Propagande et légendes

Les partisans de la Révolte utilisent certains épisodes du coup d’État de Séville dans leur propagande de guerre, en les déformant. Queipo de Llano le fait fréquemment dans ses nombreux discours radiophoniques. Par exemple, il affirme que la colonne minière avait l’intention de « faire sauter Séville », tandis que le commandant Haro diffuse le canular selon lequel ils avaient l’intention de dynamiter la Giralda.
Une légende s’est construite autour de la figure de Queipo de Llano, cherchant à exagérer son courage et sa ruse. On a fait croire que Queipo avait pris Séville avec une poignée de soldats et qu’il avait obtenu la reddition des quartiers de gauche en faisant simplement défiler des troupes maures montées sur des camions.
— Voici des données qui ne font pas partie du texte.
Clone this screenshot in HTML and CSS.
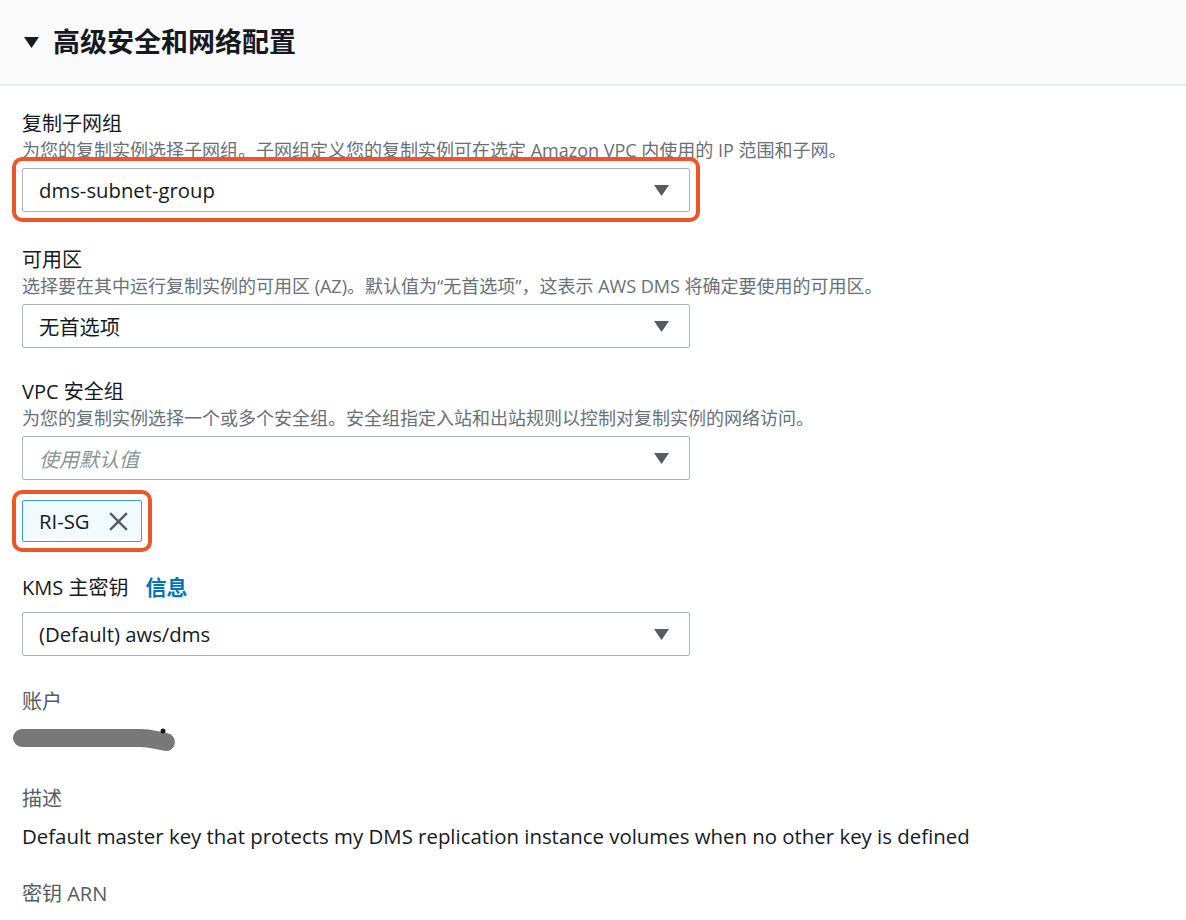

En réalité, les putschistes disposaient de plusieurs milliers de soldats, soit la quasi-totalité de la garnison de Séville, à l’exception de la Guardia de Asalto et de la base de la Tablada. Une chronique anonyme intitulée Historia del alzamiento glorioso de Sevilla publiée en 1937 détaille les noms des 5782 hommes qui ont combattu du côté des rebelles à cette époque. Les quartiers de gauche n’ont été conquis qu’après de violents combats.

Les partisans de Queipo ont décrit les arrestations de Villa-Abrille et d’Allanegui comme des scènes tendues où Queipo s’est imposé par sa ruse et son audace, agissant presque seul. En réalité, le général était toujours accompagné d’un groupe important d’officiers favorables au coup d’État, Villa-Abrille n’a pas hésité à se soumettre et Allanegui est tombé dans une embuscade. D’autre part, on sait aujourd’hui que le véritable cerveau du coup d’État de Séville n’était pas Queipo de Llano, mais le colonel José Cuesta.